— BEGIN Given information —

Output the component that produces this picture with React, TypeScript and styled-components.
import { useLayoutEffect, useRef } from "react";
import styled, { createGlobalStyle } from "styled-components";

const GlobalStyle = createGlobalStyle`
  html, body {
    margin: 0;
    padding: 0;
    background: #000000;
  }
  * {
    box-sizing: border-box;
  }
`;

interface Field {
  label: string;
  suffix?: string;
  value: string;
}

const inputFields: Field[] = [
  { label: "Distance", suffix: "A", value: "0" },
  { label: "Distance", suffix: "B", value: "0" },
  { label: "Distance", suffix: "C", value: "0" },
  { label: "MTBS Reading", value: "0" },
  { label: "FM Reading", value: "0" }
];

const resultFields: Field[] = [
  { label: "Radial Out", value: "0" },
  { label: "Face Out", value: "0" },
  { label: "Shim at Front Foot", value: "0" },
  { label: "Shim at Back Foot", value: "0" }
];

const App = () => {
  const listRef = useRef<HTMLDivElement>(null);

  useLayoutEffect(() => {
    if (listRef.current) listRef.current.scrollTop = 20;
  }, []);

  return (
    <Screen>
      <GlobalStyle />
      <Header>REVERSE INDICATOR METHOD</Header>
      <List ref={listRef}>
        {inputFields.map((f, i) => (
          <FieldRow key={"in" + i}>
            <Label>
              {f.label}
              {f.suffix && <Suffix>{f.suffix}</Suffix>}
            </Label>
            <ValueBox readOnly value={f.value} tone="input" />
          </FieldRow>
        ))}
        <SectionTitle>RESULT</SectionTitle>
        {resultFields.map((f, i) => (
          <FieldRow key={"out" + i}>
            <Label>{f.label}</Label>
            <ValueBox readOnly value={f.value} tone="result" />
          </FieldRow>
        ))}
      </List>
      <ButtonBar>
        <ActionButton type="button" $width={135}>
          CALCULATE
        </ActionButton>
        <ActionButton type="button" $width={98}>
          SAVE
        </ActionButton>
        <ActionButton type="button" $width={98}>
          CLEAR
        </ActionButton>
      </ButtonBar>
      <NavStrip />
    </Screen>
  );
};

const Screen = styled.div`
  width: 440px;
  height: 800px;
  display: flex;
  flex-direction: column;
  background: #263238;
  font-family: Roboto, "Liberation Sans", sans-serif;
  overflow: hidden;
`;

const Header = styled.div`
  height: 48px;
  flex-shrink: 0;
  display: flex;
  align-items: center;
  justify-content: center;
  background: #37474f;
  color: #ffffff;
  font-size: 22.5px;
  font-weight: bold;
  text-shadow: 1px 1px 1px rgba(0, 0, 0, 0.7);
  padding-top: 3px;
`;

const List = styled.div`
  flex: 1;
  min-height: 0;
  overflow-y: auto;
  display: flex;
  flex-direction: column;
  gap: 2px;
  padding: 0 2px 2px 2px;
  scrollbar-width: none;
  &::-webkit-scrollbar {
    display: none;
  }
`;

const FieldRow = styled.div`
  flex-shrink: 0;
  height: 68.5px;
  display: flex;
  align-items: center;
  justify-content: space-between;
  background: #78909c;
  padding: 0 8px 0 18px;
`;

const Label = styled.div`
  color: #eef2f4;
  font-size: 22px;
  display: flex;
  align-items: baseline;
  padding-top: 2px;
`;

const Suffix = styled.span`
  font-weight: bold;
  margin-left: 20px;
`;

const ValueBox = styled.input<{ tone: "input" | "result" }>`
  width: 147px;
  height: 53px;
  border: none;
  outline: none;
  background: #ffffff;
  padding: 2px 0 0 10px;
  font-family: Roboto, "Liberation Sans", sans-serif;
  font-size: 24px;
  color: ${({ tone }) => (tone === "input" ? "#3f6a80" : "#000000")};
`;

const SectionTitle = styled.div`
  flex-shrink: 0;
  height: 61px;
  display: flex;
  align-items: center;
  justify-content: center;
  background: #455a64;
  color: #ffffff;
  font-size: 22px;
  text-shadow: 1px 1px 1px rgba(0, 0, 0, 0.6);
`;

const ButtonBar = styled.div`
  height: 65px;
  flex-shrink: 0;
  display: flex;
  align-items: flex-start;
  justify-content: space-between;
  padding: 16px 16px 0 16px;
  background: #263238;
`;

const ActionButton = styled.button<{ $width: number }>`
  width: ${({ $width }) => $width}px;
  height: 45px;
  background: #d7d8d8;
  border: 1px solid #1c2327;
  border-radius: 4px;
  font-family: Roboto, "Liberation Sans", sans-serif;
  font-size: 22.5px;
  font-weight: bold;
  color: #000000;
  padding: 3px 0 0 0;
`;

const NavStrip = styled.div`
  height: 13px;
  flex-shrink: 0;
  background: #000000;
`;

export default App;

— END Given information —
— BEGIN Given information —

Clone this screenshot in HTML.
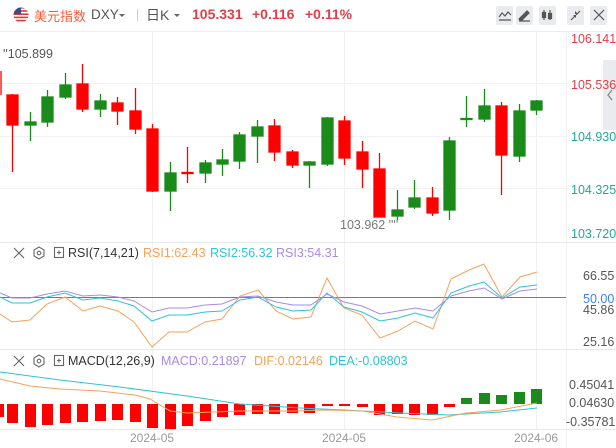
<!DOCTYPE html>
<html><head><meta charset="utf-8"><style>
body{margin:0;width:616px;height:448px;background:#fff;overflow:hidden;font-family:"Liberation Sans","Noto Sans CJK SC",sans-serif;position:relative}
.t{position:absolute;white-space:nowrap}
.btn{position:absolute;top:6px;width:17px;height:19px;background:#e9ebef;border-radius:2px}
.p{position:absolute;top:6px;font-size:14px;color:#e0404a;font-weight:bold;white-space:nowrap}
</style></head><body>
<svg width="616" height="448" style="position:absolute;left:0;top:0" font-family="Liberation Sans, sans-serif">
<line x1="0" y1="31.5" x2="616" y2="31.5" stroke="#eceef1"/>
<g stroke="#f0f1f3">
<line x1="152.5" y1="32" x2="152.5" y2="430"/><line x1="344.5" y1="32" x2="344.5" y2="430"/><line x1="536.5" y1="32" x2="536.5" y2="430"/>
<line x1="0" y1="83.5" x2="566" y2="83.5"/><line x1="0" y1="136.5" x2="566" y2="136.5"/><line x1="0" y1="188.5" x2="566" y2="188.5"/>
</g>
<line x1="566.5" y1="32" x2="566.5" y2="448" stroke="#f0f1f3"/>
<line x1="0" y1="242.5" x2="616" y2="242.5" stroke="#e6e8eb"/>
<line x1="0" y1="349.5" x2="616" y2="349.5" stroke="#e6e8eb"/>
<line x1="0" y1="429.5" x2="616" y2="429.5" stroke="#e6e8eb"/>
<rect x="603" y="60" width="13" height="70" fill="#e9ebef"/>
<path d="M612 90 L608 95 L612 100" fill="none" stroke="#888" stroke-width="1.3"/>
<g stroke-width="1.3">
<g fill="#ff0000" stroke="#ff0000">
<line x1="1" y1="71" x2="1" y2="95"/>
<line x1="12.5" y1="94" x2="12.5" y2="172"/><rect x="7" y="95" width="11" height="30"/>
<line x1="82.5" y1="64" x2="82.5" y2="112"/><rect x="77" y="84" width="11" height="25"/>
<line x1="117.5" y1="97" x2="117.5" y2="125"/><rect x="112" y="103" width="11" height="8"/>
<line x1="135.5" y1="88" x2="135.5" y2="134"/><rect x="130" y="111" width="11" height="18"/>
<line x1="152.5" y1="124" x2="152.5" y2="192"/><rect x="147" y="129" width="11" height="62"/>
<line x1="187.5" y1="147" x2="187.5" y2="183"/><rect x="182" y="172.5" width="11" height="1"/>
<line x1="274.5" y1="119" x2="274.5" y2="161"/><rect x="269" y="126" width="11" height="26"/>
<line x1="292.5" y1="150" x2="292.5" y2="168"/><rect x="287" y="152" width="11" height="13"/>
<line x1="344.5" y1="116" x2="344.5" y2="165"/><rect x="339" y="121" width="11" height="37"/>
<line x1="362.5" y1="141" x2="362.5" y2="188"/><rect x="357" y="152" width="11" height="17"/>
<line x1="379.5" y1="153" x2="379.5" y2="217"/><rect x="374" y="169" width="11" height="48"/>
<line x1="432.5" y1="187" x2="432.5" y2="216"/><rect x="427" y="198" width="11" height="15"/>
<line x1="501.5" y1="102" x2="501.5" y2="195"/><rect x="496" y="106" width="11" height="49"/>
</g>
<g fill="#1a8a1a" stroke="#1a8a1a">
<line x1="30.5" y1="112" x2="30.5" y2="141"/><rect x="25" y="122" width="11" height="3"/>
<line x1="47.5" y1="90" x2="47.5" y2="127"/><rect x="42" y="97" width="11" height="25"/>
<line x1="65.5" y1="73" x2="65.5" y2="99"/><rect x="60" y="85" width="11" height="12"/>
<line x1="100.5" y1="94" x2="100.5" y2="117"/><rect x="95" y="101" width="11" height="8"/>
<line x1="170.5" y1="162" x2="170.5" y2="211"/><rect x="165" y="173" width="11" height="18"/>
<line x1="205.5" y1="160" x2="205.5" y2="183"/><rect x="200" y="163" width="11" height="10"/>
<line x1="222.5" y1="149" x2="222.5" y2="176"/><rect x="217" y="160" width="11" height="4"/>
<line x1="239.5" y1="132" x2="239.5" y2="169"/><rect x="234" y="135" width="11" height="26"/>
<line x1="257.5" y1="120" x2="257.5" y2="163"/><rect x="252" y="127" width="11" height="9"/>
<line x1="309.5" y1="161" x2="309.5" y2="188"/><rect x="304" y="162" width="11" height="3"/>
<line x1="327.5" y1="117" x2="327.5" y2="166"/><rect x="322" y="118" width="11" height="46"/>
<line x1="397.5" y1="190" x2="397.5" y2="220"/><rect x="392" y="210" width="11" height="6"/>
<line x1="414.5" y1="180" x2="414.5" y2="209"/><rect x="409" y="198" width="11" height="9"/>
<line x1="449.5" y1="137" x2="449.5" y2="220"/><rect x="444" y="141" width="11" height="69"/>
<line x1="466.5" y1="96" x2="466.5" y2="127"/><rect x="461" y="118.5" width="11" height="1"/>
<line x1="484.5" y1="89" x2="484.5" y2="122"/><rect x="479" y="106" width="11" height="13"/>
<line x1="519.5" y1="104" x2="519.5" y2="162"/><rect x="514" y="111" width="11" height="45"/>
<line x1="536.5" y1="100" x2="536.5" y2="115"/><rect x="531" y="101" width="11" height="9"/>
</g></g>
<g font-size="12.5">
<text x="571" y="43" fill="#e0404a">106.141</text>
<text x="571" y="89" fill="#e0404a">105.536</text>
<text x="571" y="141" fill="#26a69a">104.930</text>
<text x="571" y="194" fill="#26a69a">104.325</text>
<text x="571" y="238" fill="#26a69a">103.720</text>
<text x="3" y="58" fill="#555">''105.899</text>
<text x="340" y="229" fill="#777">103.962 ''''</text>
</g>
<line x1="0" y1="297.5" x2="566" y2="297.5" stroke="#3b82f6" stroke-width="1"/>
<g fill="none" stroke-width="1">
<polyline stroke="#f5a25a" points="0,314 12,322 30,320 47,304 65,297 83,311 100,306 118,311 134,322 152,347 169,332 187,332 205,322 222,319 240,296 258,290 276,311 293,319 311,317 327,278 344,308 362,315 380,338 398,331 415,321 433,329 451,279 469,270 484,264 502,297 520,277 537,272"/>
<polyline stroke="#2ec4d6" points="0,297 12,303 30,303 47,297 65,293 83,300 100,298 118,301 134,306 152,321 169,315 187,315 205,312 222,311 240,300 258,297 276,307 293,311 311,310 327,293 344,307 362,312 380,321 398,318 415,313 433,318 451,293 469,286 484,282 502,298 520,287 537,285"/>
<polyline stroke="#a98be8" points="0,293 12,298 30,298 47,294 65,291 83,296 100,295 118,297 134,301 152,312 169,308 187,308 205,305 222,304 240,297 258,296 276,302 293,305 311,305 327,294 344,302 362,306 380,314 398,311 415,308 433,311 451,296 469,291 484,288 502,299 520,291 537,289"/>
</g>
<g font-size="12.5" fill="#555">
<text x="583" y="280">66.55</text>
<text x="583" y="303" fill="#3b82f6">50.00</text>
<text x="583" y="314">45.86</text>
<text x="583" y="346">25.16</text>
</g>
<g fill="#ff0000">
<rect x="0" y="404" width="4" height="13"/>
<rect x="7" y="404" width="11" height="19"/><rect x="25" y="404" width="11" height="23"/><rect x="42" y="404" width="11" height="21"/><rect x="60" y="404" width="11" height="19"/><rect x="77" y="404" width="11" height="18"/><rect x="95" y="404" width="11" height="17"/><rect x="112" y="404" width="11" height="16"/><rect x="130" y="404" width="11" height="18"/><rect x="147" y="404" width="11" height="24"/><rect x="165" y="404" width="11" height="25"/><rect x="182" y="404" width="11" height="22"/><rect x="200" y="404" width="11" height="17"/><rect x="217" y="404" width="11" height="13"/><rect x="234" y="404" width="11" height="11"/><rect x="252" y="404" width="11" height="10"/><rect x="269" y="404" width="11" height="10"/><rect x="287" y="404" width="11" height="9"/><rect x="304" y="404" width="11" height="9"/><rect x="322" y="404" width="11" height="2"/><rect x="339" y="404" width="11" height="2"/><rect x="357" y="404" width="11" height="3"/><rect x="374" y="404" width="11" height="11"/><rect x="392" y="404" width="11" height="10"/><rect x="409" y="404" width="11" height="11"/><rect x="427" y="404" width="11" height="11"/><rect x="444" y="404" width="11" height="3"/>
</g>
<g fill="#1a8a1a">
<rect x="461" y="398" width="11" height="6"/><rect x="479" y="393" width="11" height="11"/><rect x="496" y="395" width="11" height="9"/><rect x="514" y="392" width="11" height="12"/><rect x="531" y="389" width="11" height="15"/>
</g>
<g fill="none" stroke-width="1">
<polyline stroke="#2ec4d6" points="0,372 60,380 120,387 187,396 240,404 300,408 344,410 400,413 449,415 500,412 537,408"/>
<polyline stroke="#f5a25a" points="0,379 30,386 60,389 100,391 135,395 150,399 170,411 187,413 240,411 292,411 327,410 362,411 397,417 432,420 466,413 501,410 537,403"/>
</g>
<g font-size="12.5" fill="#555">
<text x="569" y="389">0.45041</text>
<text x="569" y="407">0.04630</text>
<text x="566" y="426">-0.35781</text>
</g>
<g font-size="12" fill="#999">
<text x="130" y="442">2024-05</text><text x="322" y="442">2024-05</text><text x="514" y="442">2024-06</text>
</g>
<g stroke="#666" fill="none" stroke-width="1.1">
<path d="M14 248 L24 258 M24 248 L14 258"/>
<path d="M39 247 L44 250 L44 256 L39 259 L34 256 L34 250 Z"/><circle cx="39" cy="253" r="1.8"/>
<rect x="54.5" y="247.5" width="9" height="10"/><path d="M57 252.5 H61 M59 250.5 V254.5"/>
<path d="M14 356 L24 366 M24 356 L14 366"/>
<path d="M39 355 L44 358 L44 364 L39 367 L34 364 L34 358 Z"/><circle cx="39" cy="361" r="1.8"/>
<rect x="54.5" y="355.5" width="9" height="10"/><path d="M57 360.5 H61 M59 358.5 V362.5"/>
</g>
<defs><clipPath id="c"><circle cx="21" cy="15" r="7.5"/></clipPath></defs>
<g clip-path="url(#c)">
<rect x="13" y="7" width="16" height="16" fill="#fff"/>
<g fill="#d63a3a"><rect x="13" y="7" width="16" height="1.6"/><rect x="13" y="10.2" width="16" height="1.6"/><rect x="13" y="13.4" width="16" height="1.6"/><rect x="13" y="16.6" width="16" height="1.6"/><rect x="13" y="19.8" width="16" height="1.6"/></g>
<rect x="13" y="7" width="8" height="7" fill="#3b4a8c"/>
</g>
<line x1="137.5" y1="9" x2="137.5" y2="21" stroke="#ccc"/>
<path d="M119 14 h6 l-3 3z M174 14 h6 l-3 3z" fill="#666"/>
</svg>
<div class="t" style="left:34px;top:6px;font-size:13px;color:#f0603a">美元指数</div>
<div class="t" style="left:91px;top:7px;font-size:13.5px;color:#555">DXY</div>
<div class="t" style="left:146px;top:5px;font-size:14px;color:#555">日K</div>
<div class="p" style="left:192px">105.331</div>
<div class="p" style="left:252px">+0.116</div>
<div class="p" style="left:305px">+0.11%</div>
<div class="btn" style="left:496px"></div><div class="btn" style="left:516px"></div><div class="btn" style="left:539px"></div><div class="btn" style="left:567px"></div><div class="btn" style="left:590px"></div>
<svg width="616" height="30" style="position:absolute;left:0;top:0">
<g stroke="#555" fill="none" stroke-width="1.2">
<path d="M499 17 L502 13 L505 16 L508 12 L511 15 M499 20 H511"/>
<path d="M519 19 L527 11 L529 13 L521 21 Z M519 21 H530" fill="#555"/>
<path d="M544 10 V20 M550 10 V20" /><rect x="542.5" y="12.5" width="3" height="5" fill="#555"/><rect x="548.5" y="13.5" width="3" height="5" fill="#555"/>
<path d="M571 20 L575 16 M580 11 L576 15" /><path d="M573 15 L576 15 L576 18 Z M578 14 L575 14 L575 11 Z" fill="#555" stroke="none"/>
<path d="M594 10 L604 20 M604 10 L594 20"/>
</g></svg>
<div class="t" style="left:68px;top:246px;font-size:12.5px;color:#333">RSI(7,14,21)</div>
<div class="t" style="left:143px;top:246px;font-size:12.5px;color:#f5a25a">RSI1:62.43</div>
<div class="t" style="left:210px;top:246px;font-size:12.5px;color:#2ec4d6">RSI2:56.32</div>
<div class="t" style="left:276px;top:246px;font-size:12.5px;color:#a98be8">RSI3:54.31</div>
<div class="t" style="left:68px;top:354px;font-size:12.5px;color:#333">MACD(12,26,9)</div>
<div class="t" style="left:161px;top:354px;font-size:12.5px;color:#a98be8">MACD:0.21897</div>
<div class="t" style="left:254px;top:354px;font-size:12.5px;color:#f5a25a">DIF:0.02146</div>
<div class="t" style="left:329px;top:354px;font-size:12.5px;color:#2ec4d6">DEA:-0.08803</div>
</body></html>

— END Given information —

■ What to do
Give the number of lines in the records above that contain the word "components". Reply with that number alone.

■ Output for this exercise
2